I marvel at the machines, buildings, art, languages, and literature that we humans have developed and mastered. I am in awe of the God-given gifts that people possess to be able to create so much. The masterpieces that are filled with light and color and evidence of the Divine. The strong and beautiful shelters we’ve built up to keep the elements far away. The things that seem so indestructible and permanent but with time, will weather and crumble.
I look at the distractions of this world – money, status, materialism – every thing that people use to fill the void. The idols we create because we have a natural inclination to worship. I think about the problems we get tangled in and the things we fret about. The worries that take up all of my energy one moment and are forgotten in the next.
I am not one of those exhausting existential types but sometimes I just feel like I am floating outside the hustle bustle of reality, looking in.
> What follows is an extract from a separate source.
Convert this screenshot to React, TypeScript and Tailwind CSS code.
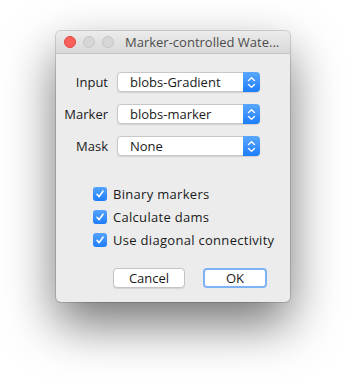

How could anyone accept this life and this creation as something unremarkable and coincidental? It’s just so weird to me that so many of us don’t stop to question what we’re doing here.
I am continually in a state of awe and bewilderment at this world. I am constantly thinking about everything around me, every aspect, every detail, every unknown, every reality, every soul, every miracle, every beautiful thing.
What lasts in this world?
What is real?
What is eternal?
What is true?
God lasts, God is real, God is eternal, God is true.
There’s nothing in this world that lasts, there is nothing worth our adoration outside of God. There is nothing that withstands except for our God and the souls of His people. Isn’t it amazing and awe-inspiring? When I think like this, I am reminded that I want to always invest only in the things that last and in the God that loves! He is Alpha and Omega and He should take precedence in my life. Here’s to getting closer to living like this.
The grass withers and the flowers fall, but the word of our God stands forever.
Set your hearts on things above, where Christ is seated at the right hand of God. Set your minds on things above, not on earthly things.
Trust in the Lord forever,
for the Lord, the Lord, is the Rock eternal.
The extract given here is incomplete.